Lytic viruses were thought to kill the most numerous host (i.e., kill the winner). But persisting viruses/defectives can also protect against viruses, especially in a ubiquitous virosphere. In 1991, Yarmolinsky et al. discovered the addiction modules of P1 phage, in which opposing toxic and protective functions stabilize persistence. Subsequently, I proposed that lytic and persisting cryptic virus also provide addiction modules that promote group identity. In eukaryotes (and the RNA world), a distinct RNA virus-host relationship exists. Retrovirurses/retroposons are major contributors to eukaryotic genomes.

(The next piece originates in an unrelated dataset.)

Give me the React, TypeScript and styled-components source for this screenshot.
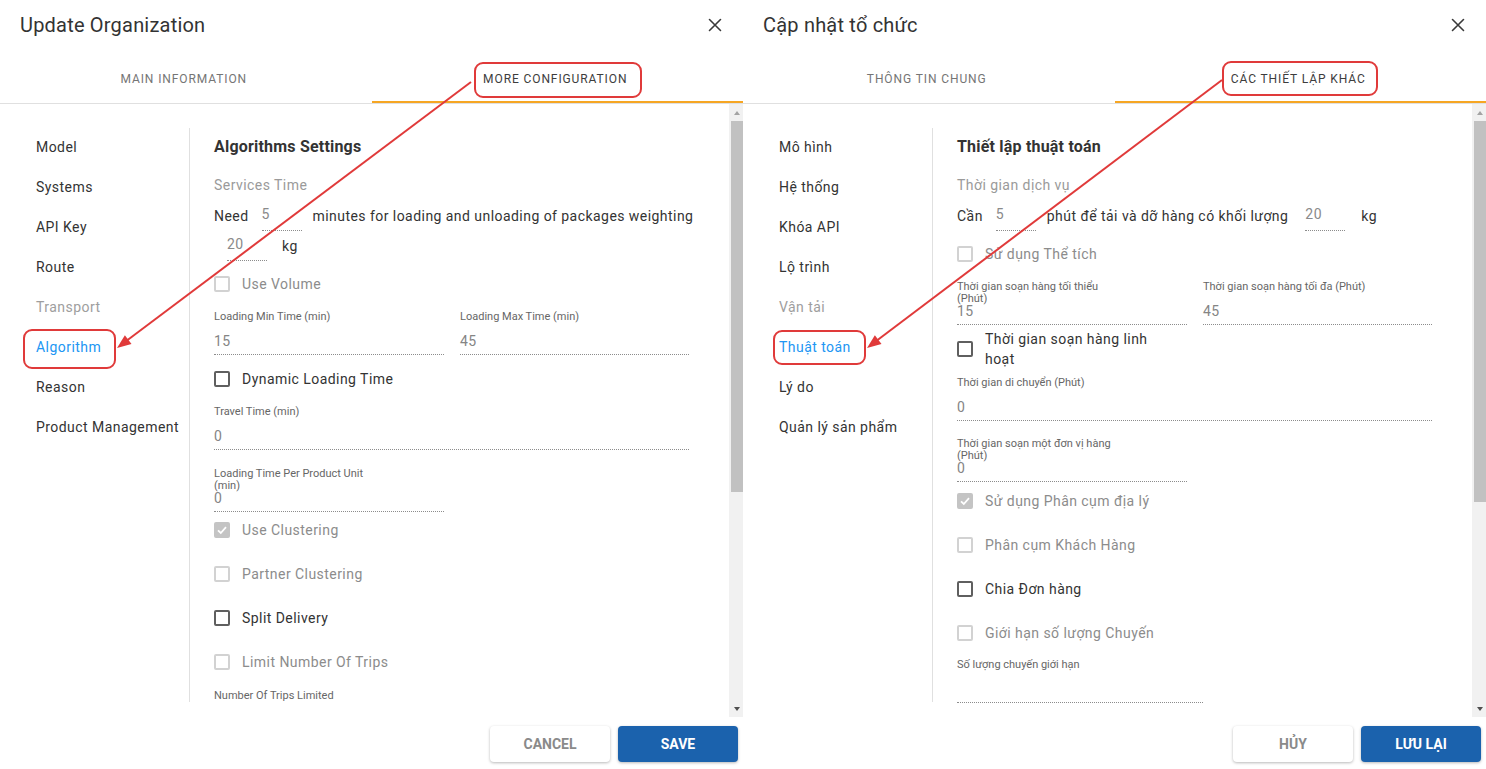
import React from "react";
import styled, { createGlobalStyle, css } from "styled-components";

const GlobalStyle = createGlobalStyle`
  html, body { margin: 0; padding: 0; background: #fff; }
  body {
    font-family: Roboto, "Noto Sans", "Liberation Sans", sans-serif;
    color: #333;
  }
  * { box-sizing: border-box; }
`;

const Page = styled.div`
  position: relative;
  display: flex;
  width: 1486px;
  height: 769px;
  overflow: hidden;
  background: #fff;
`;

const Dialog = styled.section`
  width: 743px;
  height: 769px;
  flex: none;
  display: flex;
  flex-direction: column;
  background: #fff;
`;

const Header = styled.header`
  flex: none;
  height: 54px;
  padding: 0 21px 4px 20px;
  display: flex;
  align-items: center;
  justify-content: space-between;
`;

const Title = styled.h2`
  margin: 0;
  font-size: 20px;
  line-height: 24px;
  font-weight: 400;
  letter-spacing: 0.2px;
  color: #333;
`;

const CloseButton = styled.button`
  border: 0;
  background: none;
  padding: 0;
  width: 14px;
  height: 14px;
  display: flex;
  color: #333;
  cursor: pointer;
`;

const TabBar = styled.div`
  flex: none;
  display: flex;
  height: 50px;
  border-bottom: 1px solid #e0e0e0;
`;

const Tab = styled.div<{ $active?: boolean }>`
  position: relative;
  flex: 1;
  display: flex;
  align-items: center;
  justify-content: center;
  padding-right: 4px;
  font-size: 12px;
  font-weight: 400;
  letter-spacing: 0.9px;
  text-transform: uppercase;
  color: ${(p) => (p.$active ? "#3d3d3d" : "#757575")};
  ${(p) =>
    p.$active &&
    css`
      &::after {
        content: "";
        position: absolute;
        left: 0;
        right: 0;
        bottom: 0;
        height: 2px;
        background: #f6a623;
      }
    `}
`;

const Body = styled.div`
  flex: none;
  height: 613px;
  display: flex;
`;

const Main = styled.div`
  flex: 1;
  min-width: 0;
  display: flex;
  padding: 23px 0 15px;
  overflow: hidden;
`;

const Sidebar = styled.nav`
  flex: none;
  width: 190px;
  margin-top: 1px;
  border-right: 1px solid #e0e0e0;
`;

type NavState = "normal" | "active" | "muted";

const NavItem = styled.div<{ $state: NavState }>`
  height: 40px;
  line-height: 39px;
  padding-left: 36px;
  font-size: 14px;
  letter-spacing: 0.45px;
  white-space: nowrap;
  color: ${(p) =>
    p.$state === "active" ? "#2196f3" : p.$state === "muted" ? "#9e9e9e" : "#333"};
`;

const Content = styled.div`
  flex: 1;
  min-width: 0;
  padding: 1px 24px 0;
  display: flex;
  flex-direction: column;
`;

const Heading = styled.h3`
  margin: 7px 0 0;
  font-size: 16px;
  line-height: 24px;
  font-weight: 700;
  letter-spacing: 0.2px;
  color: #333;
`;

const SubLabel = styled.div`
  margin-top: 16px;
  font-size: 14px;
  line-height: 20px;
  letter-spacing: 0.45px;
  color: #9a9a9a;
`;

const Sentence = styled.div`
  margin-top: 6px;
  display: flex;
  flex-wrap: wrap;
  align-items: center;
  font-size: 14px;
  letter-spacing: 0.45px;
  color: #333;
`;

const Words = styled.span<{ $unit?: boolean }>`
  line-height: 30px;
  white-space: nowrap;
  margin-left: ${(p) => (p.$unit ? "4px" : "0")};
`;

const InlineInput = styled.span<{ $wide?: boolean }>`
  width: 40px;
  height: 30px;
  margin: ${(p) => (p.$wide ? "0 12px 0 17px" : "0 11px 0 13px")};
  padding-bottom: 4px;
  border-bottom: 1px dotted #8c8c8c;
  display: flex;
  align-items: center;
  color: #8a8a8a;
`;

const CheckRow = styled.label<{ $mt: number }>`
  margin-top: ${(p) => p.$mt}px;
  min-height: 44px;
  display: flex;
  align-items: center;
  gap: 12px;
`;

const Box = styled.span<{ $disabled?: boolean; $checked?: boolean }>`
  flex: none;
  width: 16px;
  height: 16px;
  border-radius: 2px;
  border: 2px solid
    ${(p) => (p.$checked ? "#c4c4c4" : p.$disabled ? "#d2d2d2" : "#5f5f5f")};
  background: ${(p) => (p.$checked ? "#c4c4c4" : "transparent")};
  display: flex;
  align-items: center;
  justify-content: center;
`;

const CheckText = styled.span<{ $disabled?: boolean }>`
  max-width: 186px;
  font-size: 14px;
  line-height: 20px;
  letter-spacing: 0.45px;
  color: ${(p) => (p.$disabled ? "#8c8c8c" : "#333")};
`;

const FieldGrid = styled.div<{ $mt: number }>`
  margin-top: ${(p) => p.$mt}px;
  display: grid;
  grid-template-columns: 230px 229px;
  column-gap: 16px;
`;

const FieldWrap = styled.div<{ $mt: number; $w?: number }>`
  position: relative;
  margin-top: ${(p) => p.$mt}px;
  padding-top: 16px;
  width: ${(p) => (p.$w ? `${p.$w}px` : "auto")};
  flex: none;
`;

const FieldLabel = styled.span`
  position: absolute;
  top: 0;
  left: 0;
  max-width: 170px;
  font-size: 11px;
  line-height: 12px;
  color: #666;
`;

const FieldValue = styled.div`
  height: 28px;
  border-bottom: 1px dotted #8c8c8c;
  display: flex;
  align-items: center;
  font-size: 14px;
  letter-spacing: 0.3px;
  color: #858585;
`;

const ScrollTrack = styled.div`
  flex: none;
  width: 14px;
  background: #f1f1f1;
  display: flex;
  flex-direction: column;
`;

const ScrollArrow = styled.div<{ $dir: "up" | "down" }>`
  flex: none;
  height: 17px;
  display: flex;
  align-items: center;
  justify-content: center;
  padding-left: 2px;
  &::before {
    content: "";
    border-left: 3.5px solid transparent;
    border-right: 3.5px solid transparent;
    ${(p) =>
      p.$dir === "up"
        ? css`border-bottom: 4px solid #a3a3a3;`
        : css`border-top: 4px solid #505050;`}
  }
`;

const ScrollThumb = styled.div<{ $h: number }>`
  flex: none;
  height: ${(p) => p.$h}px;
  margin-left: 2px;
  background: #c1c1c1;
`;

const ScrollRest = styled.div`
  flex: 1;
`;

const Footer = styled.footer`
  flex: none;
  height: 52px;
  display: flex;
  justify-content: flex-end;
  align-items: flex-start;
  gap: 8px;
  padding: 9px 5px 0 0;
`;

const Button = styled.button<{ $primary?: boolean }>`
  width: 120px;
  height: 36px;
  border: 0;
  border-radius: 4px;
  font-family: inherit;
  font-size: 14px;
  font-weight: 700;
  text-transform: uppercase;
  cursor: pointer;
  background: ${(p) => (p.$primary ? "#1b62ad" : "#fff")};
  color: ${(p) => (p.$primary ? "#fff" : "#8a8a8a")};
  box-shadow: 0 1px 3px rgba(0, 0, 0, 0.28);
`;

const Overlay = styled.svg`
  position: absolute;
  left: 0;
  top: 0;
  pointer-events: none;
`;

function CloseIcon() {
  return (
    <svg width="14" height="14" viewBox="0 0 14 14" fill="none">
      <path d="M1.5 1.5 L12.5 12.5 M12.5 1.5 L1.5 12.5" stroke="#3a3a3a" strokeWidth="1.6" strokeLinecap="round" />
    </svg>
  );
}

function Check({
  label,
  mt = 0,
  disabled,
  checked,
}: {
  label: string;
  mt?: number;
  disabled?: boolean;
  checked?: boolean;
}) {
  return (
    <CheckRow $mt={mt}>
      <Box $disabled={disabled} $checked={checked}>
        {checked && (
          <svg width="12" height="12" viewBox="0 0 12 12" fill="none">
            <path d="M2 6.3 L4.8 9 L10 3.2" stroke="#fff" strokeWidth="1.8" />
          </svg>
        )}
      </Box>
      <CheckText $disabled={disabled}>{label}</CheckText>
    </CheckRow>
  );
}

function Field({
  label,
  value,
  mt = 0,
  w,
}: {
  label: string;
  value: string;
  mt?: number;
  w?: number;
}) {
  return (
    <FieldWrap $mt={mt} $w={w}>
      <FieldLabel>{label}</FieldLabel>
      <FieldValue>{value}</FieldValue>
    </FieldWrap>
  );
}

type NavEntry = { label: string; state: NavState };

function OrgDialog({
  title,
  tabs,
  nav,
  thumb,
  cancel,
  save,
  children,
}: {
  title: string;
  tabs: [string, string];
  nav: NavEntry[];
  thumb: number;
  cancel: string;
  save: string;
  children: React.ReactNode;
}) {
  return (
    <Dialog>
      <Header>
        <Title>{title}</Title>
        <CloseButton aria-label="close">
          <CloseIcon />
        </CloseButton>
      </Header>
      <TabBar>
        <Tab>{tabs[0]}</Tab>
        <Tab $active>{tabs[1]}</Tab>
      </TabBar>
      <Body>
        <Main>
          <Sidebar>
            {nav.map((n) => (
              <NavItem key={n.label} $state={n.state}>
                {n.label}
              </NavItem>
            ))}
          </Sidebar>
          <Content>{children}</Content>
        </Main>
        <ScrollTrack>
          <ScrollArrow $dir="up" />
          <ScrollThumb $h={thumb} />
          <ScrollRest />
          <ScrollArrow $dir="down" />
        </ScrollTrack>
      </Body>
      <Footer>
        <Button>{cancel}</Button>
        <Button $primary>{save}</Button>
      </Footer>
    </Dialog>
  );
}

function Arrow({ x1, y1, x2, y2 }: { x1: number; y1: number; x2: number; y2: number }) {
  const dx = x2 - x1;
  const dy = y2 - y1;
  const len = Math.hypot(dx, dy);
  const ux = dx / len;
  const uy = dy / len;
  const L = 14;
  const W = 5.5;
  const bx = x2 - ux * L;
  const by = y2 - uy * L;
  const nx = -uy;
  const ny = ux;
  const pts = `${x2},${y2} ${bx + nx * W},${by + ny * W} ${bx - nx * W},${by - ny * W}`;
  return (
    <g>
      <line x1={x1} y1={y1} x2={bx + ux * 2} y2={by + uy * 2} stroke="#e03a3a" strokeWidth="2" />
      <polygon points={pts} fill="#e03a3a" />
    </g>
  );
}

function Annotations() {
  return (
    <Overlay width="1486" height="769" viewBox="0 0 1486 769">
      <g fill="none" stroke="#e03a3a" strokeWidth="2">
        <rect x="475" y="63" width="166" height="34" rx="8" />
        <rect x="24" y="330" width="91" height="38" rx="8" />
        <rect x="1223" y="62" width="154" height="33" rx="8" />
        <rect x="774" y="331" width="91" height="33" rx="8" />
      </g>
      <Arrow x1={471} y1={82} x2={117} y2={348} />
      <Arrow x1={1222} y1={80} x2={867} y2={348} />
    </Overlay>
  );
}

const enNav: NavEntry[] = [
  { label: "Model", state: "normal" },
  { label: "Systems", state: "normal" },
  { label: "API Key", state: "normal" },
  { label: "Route", state: "normal" },
  { label: "Transport", state: "muted" },
  { label: "Algorithm", state: "active" },
  { label: "Reason", state: "normal" },
  { label: "Product Management", state: "normal" },
];

const viNav: NavEntry[] = [
  { label: "Mô hình", state: "normal" },
  { label: "Hệ thống", state: "normal" },
  { label: "Khóa API", state: "normal" },
  { label: "Lộ trình", state: "normal" },
  { label: "Vận tải", state: "muted" },
  { label: "Thuật toán", state: "active" },
  { label: "Lý do", state: "normal" },
  { label: "Quản lý sản phẩm", state: "normal" },
];

export default function App() {
  return (
    <>
      <GlobalStyle />
      <Page>
        <OrgDialog
          title="Update Organization"
          tabs={["Main Information", "More Configuration"]}
          nav={enNav}
          thumb={371}
          cancel="Cancel"
          save="Save"
        >
          <Heading>Algorithms Settings</Heading>
          <SubLabel>Services Time</SubLabel>
          <Sentence>
            <Words>Need</Words>
            <InlineInput>5</InlineInput>
            <Words>minutes for loading and unloading of packages weighting</Words>
            <InlineInput>20</InlineInput>
            <Words $unit>kg</Words>
          </Sentence>
          <Check mt={1} disabled label="Use Volume" />
          <FieldGrid $mt={5}>
            <Field label="Loading Min Time (min)" value="15" />
            <Field label="Loading Max Time (min)" value="45" />
          </FieldGrid>
          <Check mt={2} label="Dynamic Loading Time" />
          <Field mt={5} w={475} label="Travel Time (min)" value="0" />
          <Field mt={18} w={230} label="Loading Time Per Product Unit (min)" value="0" />
          <Check mt={-4} disabled checked label="Use Clustering" />
          <Check disabled label="Partner Clustering" />
          <Check label="Split Delivery" />
          <Check disabled label="Limit Number Of Trips" />
          <Field mt={6} w={246} label="Number Of Trips Limited" value="" />
        </OrgDialog>
        <OrgDialog
          title="Cập nhật tổ chức"
          tabs={["Thông tin chung", "Các thiết lập khác"]}
          nav={viNav}
          thumb={381}
          cancel="Hủy"
          save="Lưu lại"
        >
          <Heading>Thiết lập thuật toán</Heading>
          <SubLabel>Thời gian dịch vụ</SubLabel>
          <Sentence>
            <Words>Cần</Words>
            <InlineInput>5</InlineInput>
            <Words>phút để tải và dỡ hàng có khối lượng</Words>
            <InlineInput $wide>20</InlineInput>
            <Words $unit>kg</Words>
          </Sentence>
          <Check mt={1} disabled label="Sử dụng Thể tích" />
          <FieldGrid $mt={5}>
            <Field label="Thời gian soạn hàng tối thiểu (Phút)" value="15" />
            <Field label="Thời gian soạn hàng tối đa (Phút)" value="45" />
          </FieldGrid>
          <Check mt={2} label="Thời gian soạn hàng linh hoạt" />
          <Field mt={6} w={475} label="Thời gian di chuyển (Phút)" value="0" />
          <Field mt={17} w={230} label="Thời gian soạn một đơn vị hàng (Phút)" value="0" />
          <Check mt={-3} disabled checked label="Sử dụng Phân cụm địa lý" />
          <Check disabled label="Phân cụm Khách Hàng" />
          <Check label="Chia Đơn hàng" />
          <Check disabled label="Giới hạn số lượng Chuyến" />
          <Field mt={4} w={246} label="Số lượng chuyến giới hạn" value="" />
        </OrgDialog>
        <Annotations />
      </Page>
    </>
  );
}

Eukaryotic complexity appears to be mostly mediated by regulatory complexity involving noncoding retroposon-derived RNA. RNA viruses evolve via quasispecies, which contain cooperating, minority, and even opposing RNA types. Quasispecies can also demonstrate group preclusion (e.g., hepatitis C). Stem-loop RNA domains are found in long terminal repeats (and viral RNA) and mediate viral regulation/identity. Thus, stem-loop RNAs may be ancestral regulators. I consider the RNA (ribozyme) world scenario from the perspective of addiction modules and cooperating quasispecies (i.e., subfunctional agents that establish group identity). Such an RNA collective resembles a "gang" but requires the simultaneous emergence of endonuclease, ligase, cooperative catalysis, group identity, and history markers (RNA). I call such a collective a gangen (pathway to gang) needed for life to emerge.